There has been a LOT of family drama on my side about a DW. I have been trying not to let it bother me. But the other day my dad called and spoke rationally but still emotionally about their concerns. Namely:
1 - I am the first in my entire family to be married, and my grandparents (we both have all 4 still) are too old to travel. I am very close with them and my grandmas are fairly heartbroken about missing it. I am planning on doing an AHR there, but apparently that is not enough.
2 - I come from a religious family; which are all extremely concerned that I am not being married in a church (I have always wanted to be married outside)

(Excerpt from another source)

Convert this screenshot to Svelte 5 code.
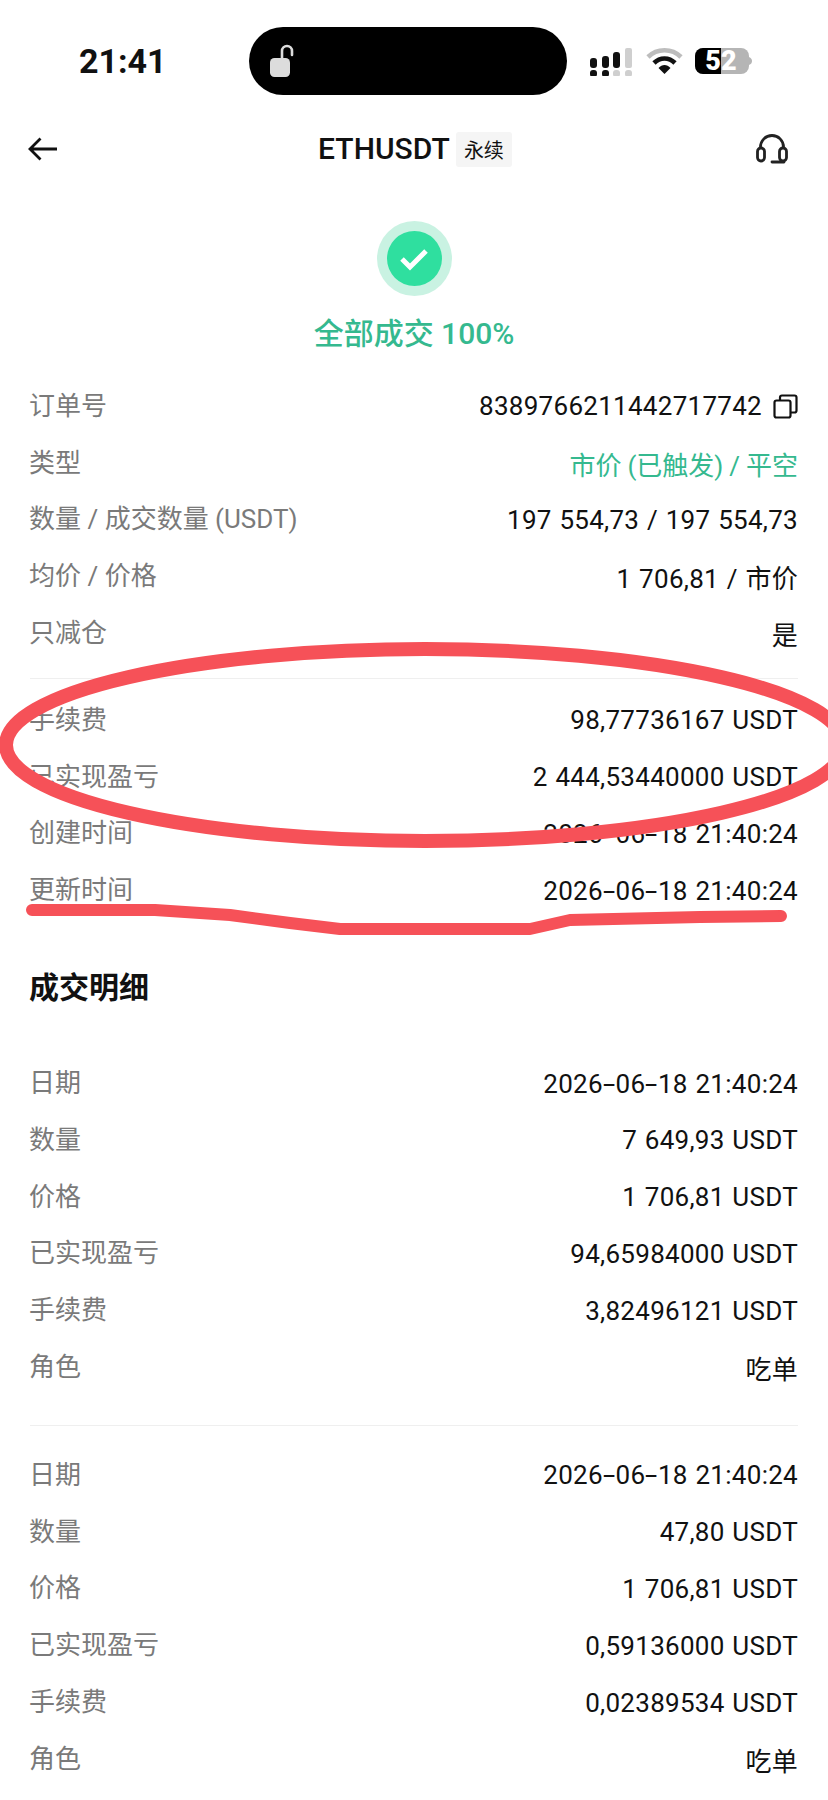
<script lang="ts">
  interface Row {
    label: string
    value: string
    accent?: boolean
    copy?: boolean
  }

  const orderRows: Row[] = [
    { label: '订单号', value: '8389766211442717742', copy: true },
    { label: '类型', value: '市价 (已触发) / 平空', accent: true },
    { label: '数量 / 成交数量 (USDT)', value: '197 554,73 / 197 554,73' },
    { label: '均价 / 价格', value: '1 706,81 / 市价' },
    { label: '只减仓', value: '是' },
  ]

  const feeRows: Row[] = [
    { label: '手续费', value: '98,77736167 USDT' },
    { label: '已实现盈亏', value: '2 444,53440000 USDT' },
    { label: '创建时间', value: '2026-06-18 21:40:24' },
    { label: '更新时间', value: '2026-06-18 21:40:24' },
  ]

  const fills: Row[][] = [
    [
      { label: '日期', value: '2026-06-18 21:40:24' },
      { label: '数量', value: '7 649,93 USDT' },
      { label: '价格', value: '1 706,81 USDT' },
      { label: '已实现盈亏', value: '94,65984000 USDT' },
      { label: '手续费', value: '3,82496121 USDT' },
      { label: '角色', value: '吃单' },
    ],
    [
      { label: '日期', value: '2026-06-18 21:40:24' },
      { label: '数量', value: '47,80 USDT' },
      { label: '价格', value: '1 706,81 USDT' },
      { label: '已实现盈亏', value: '0,59136000 USDT' },
      { label: '手续费', value: '0,02389534 USDT' },
      { label: '角色', value: '吃单' },
    ],
  ]
</script>

{#snippet rows(list: Row[])}
  {#each list as row}
    <div class="row">
      <span class="label">{row.label}</span>
      <div class="value" class:accent={row.accent}>
        <span>{#each row.value.split('-') as part, j}{#if j}<span class="dash">-</span>{/if}{part}{/each}</span>
        {#if row.copy}
          <svg width="25" height="25" viewBox="0 0 25 25" fill="none" stroke="#111" stroke-width="2.2">
            <rect x="1.5" y="6.5" width="16" height="17" rx="2" />
            <path d="M7 6.5V3.5a2 2 0 0 1 2-2h12.5a2 2 0 0 1 2 2v13a2 2 0 0 1-2 2h-4" />
          </svg>
        {/if}
      </div>
    </div>
  {/each}
{/snippet}

<div class="page">
  <div class="status">
    <span class="time">21:41</span>
    <div class="island">
      <svg width="28" height="34" viewBox="0 0 28 34">
        <rect x="1" y="14" width="20" height="19" rx="4.5" fill="#dcdcdc" />
        <path d="M13 15V7a5 5 0 0 1 10 0v4" fill="none" stroke="#dcdcdc" stroke-width="2.6" stroke-linecap="round" />
      </svg>
    </div>
    <div class="status-icons">
      <svg width="46" height="30" viewBox="0 0 46 30">
        <rect x="1" y="12" width="7" height="10" rx="3" fill="#111" />
        <rect x="13" y="10" width="7" height="12" rx="3" fill="#111" />
        <rect x="24" y="6" width="7" height="16" rx="3" fill="#111" />
        <rect x="36" y="2" width="7" height="20" rx="2" fill="#cfcfcf" />
        <rect x="1" y="24" width="7" height="7" rx="3" fill="#111" />
        <rect x="13" y="24" width="7" height="7" rx="3" fill="#111" />
        <rect x="24" y="24" width="7" height="7" rx="3" fill="#cfcfcf" />
        <rect x="36" y="24" width="7" height="7" rx="3" fill="#cfcfcf" />
      </svg>
      <svg width="37" height="28" viewBox="0 0 37 28">
        <path d="M2 10C11 1 26 1 35 10" fill="none" stroke="#bdbdbd" stroke-width="4.6" />
        <path d="M8 16C14 10 23 10 29 16" fill="none" stroke="#111" stroke-width="4.6" />
        <path d="M12.5 21C16 17 21 17 24.5 21L18.5 27Z" fill="#111" />
      </svg>
      <div class="battery">
        <svg width="58" height="28" viewBox="0 0 58 28">
          <rect x="1" y="1" width="54" height="26" rx="8" fill="#b5b5b5" />
          <path d="M9 1H27V27H9a8 8 0 0 1-8-8V9a8 8 0 0 1 8-8Z" fill="#000" />
          <path d="M55 10c2 1 3 2 3 4s-1 3-3 4Z" fill="#b5b5b5" />
        </svg>
        <span class="batt">52</span>
      </div>
    </div>
  </div>

  <div class="nav">
    <svg width="30" height="24" viewBox="0 0 30 24" fill="none" stroke="#111" stroke-width="2.8">
      <path d="M29 12H2M12.5 1.5 2 12l10.5 10.5" />
    </svg>
    <div class="title">
      <span class="symbol">ETHUSDT</span>
      <span class="tag">永续</span>
    </div>
    <svg width="32" height="30" viewBox="0 0 32 30" fill="none" stroke="#222" stroke-width="2.8">
      <path d="M4.5 14v-1a11.5 11.5 0 0 1 23 0v1" />
      <rect x="1.5" y="14" width="7" height="13" rx="3.4" />
      <rect x="23.5" y="14" width="7" height="13" rx="3.4" />
      <path d="M16 28h12" stroke-linecap="round" />
    </svg>
  </div>

  <div class="result">
    <div class="ring">
      <div class="disc">
        <svg width="32" height="26" viewBox="0 0 32 26" fill="none" stroke="#fff" stroke-width="5">
          <path d="M4 13l8 8L28 5" />
        </svg>
      </div>
    </div>
    <div class="result-text">全部成交 100%</div>
  </div>

  <section class="group">{@render rows(orderRows)}</section>
  <div class="divider first"></div>
  <section class="group">{@render rows(feeRows)}</section>

  <h2 class="heading">成交明细</h2>

  {#each fills as fill, i}
    {#if i > 0}<div class="divider fill"></div>{/if}
    <section class="group">{@render rows(fill)}</section>
  {/each}

  <!-- hand drawn markup on top of the screenshot -->
  <svg class="scribble" width="828" height="1000" viewBox="0 0 828 1000" fill="none" stroke="#f65158">
    <ellipse cx="425" cy="745" rx="419" ry="96" stroke-width="14" />
    <path d="M32 910H155L230 915 290 923 340 929H530L570 920 700 917 781 916" stroke-width="12" stroke-linecap="round" stroke-linejoin="round" />
  </svg>
</div>

<style>
  :global(body) {
    margin: 0;
    background: #fff;
  }

  .page {
    position: relative;
    width: 828px;
    height: 1800px;
    overflow: hidden;
    background: #fff;
    color: #111;
    font-family: Roboto, "Noto Sans CJK SC", sans-serif;
  }

  .status {
    display: flex;
    align-items: center;
    height: 122px;
    padding-left: 79px;
    box-sizing: border-box;
  }
  .time {
    width: 170px;
    font-size: 34px;
    font-weight: 700;
  }
  .island {
    display: flex;
    align-items: center;
    width: 318px;
    height: 68px;
    padding-left: 20px;
    box-sizing: border-box;
    background: #000;
    border-radius: 34px;
  }
  .status-icons {
    display: flex;
    align-items: center;
    gap: 11px;
    margin-left: 22px;
  }
  .battery {
    position: relative;
    display: flex;
  }
  .batt {
    position: absolute;
    top: 0;
    left: 0;
    width: 54px;
    color: #fff;
    font-size: 27px;
    font-weight: 900;
    line-height: 28px;
    text-align: center;
  }

  .nav {
    display: flex;
    align-items: center;
    justify-content: space-between;
    height: 54px;
    padding: 0 40px 0 28px;
  }
  .title {
    display: flex;
    align-items: center;
    gap: 6px;
    margin-left: 16px;
  }
  .symbol {
    font-size: 30px;
    font-weight: 500;
    line-height: 30px;
  }
  .tag {
    padding: 3px 8px;
    background: #f5f5f5;
    border-radius: 3px;
    font-size: 20px;
  }

  .result {
    display: flex;
    flex-direction: column;
    align-items: center;
    padding-top: 45px;
  }
  .ring {
    display: flex;
    align-items: center;
    justify-content: center;
    width: 75px;
    height: 75px;
    background: #c9f2e2;
    border-radius: 50%;
  }
  .disc {
    display: flex;
    align-items: center;
    justify-content: center;
    width: 55px;
    height: 55px;
    background: #2fdf9f;
    border-radius: 50%;
  }
  .result-text {
    margin-top: 18px;
    color: #35b98f;
    font-size: 30px;
    font-weight: 500;
    line-height: 40px;
  }

  .group {
    padding: 0 30px 0 29px;
  }
  .result + .group {
    margin-top: 23px;
  }
  .row {
    display: flex;
    align-items: center;
    justify-content: space-between;
    height: 56.8px;
    font-size: 26px;
  }
  .label {
    padding-bottom: 4px;
    color: #7a7a7a;
  }
  .value {
    display: flex;
    align-items: center;
    gap: 11px;
    padding-top: 2px;
    color: #111;
    letter-spacing: 0.28px;
    white-space: pre;
    word-spacing: 1px;
  }
  .value.accent {
    color: #35b98f;
    letter-spacing: 0;
    word-spacing: -0.5px;
  }
  .dash {
    display: inline-block;
    padding: 0 2.6px;
    transform: scaleX(1.7);
  }

  .divider {
    height: 1px;
    margin: 0 30px;
    background: #efefef;
  }
  .divider.first {
    margin-top: 17px;
    margin-bottom: 12px;
  }
  .divider.fill {
    margin-top: 30px;
    margin-bottom: 20px;
  }

  .heading {
    margin: 50px 0 46px;
    padding-left: 29px;
    font-size: 30px;
    font-weight: 700;
    line-height: 40px;
  }

  .scribble {
    position: absolute;
    top: 0;
    left: 0;
    pointer-events: none;
  }
</style>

3 - the time of year - farmer family, all busy haying. Might not be able to come for that long.
I cannot do anything about 3. I am a teacher; I get summers off. That is when it will be.
BUT - even though FI and I really wanted to do everything - legal and whatnot - in the Dominican, we are thinking maybe we could get legally married here first, with just parents and grandparents. In a church.
Here is my dilemma. If we do the legal thing at home, and the DW, AND the AHR.... is that not a bit MUCH? We would keep the legal thing here simple... small church ceremony, going out for dinner to a restaurant. That is it. We really did not want to do this, but we understand how important it is to my grandparents...
I just can't help but think, then why even do a DW? Is this not a lot?
I know a lot of brides get legally married first, so... what do you think? I guess I just need my mind eased.
Sorry I didn't see this earlier! I ended up having 3 weddings - a civil, a DW and a religious.
The civil was because we didn't want to go through the hassle of doing it legal in Mexico so we went to the courthouse with 2 friends as witnesses a few weeks before the DW.
The DW was the big wedding with all the bells and whistles. It was small (35 people) and a lot of our family couldn't make it. It would have been amazing for everyone we love to be there but our desire for a DW trumped that.
The religious wedding was at a chapel in our hometown where much of our families live. (it was actually a mini DW for us because its 400 miles away lol). We then had a reception/AHR where everyone came. Many of the guests had been to our DW 2 months earlier but it didn't matter. Who doesn't love a party?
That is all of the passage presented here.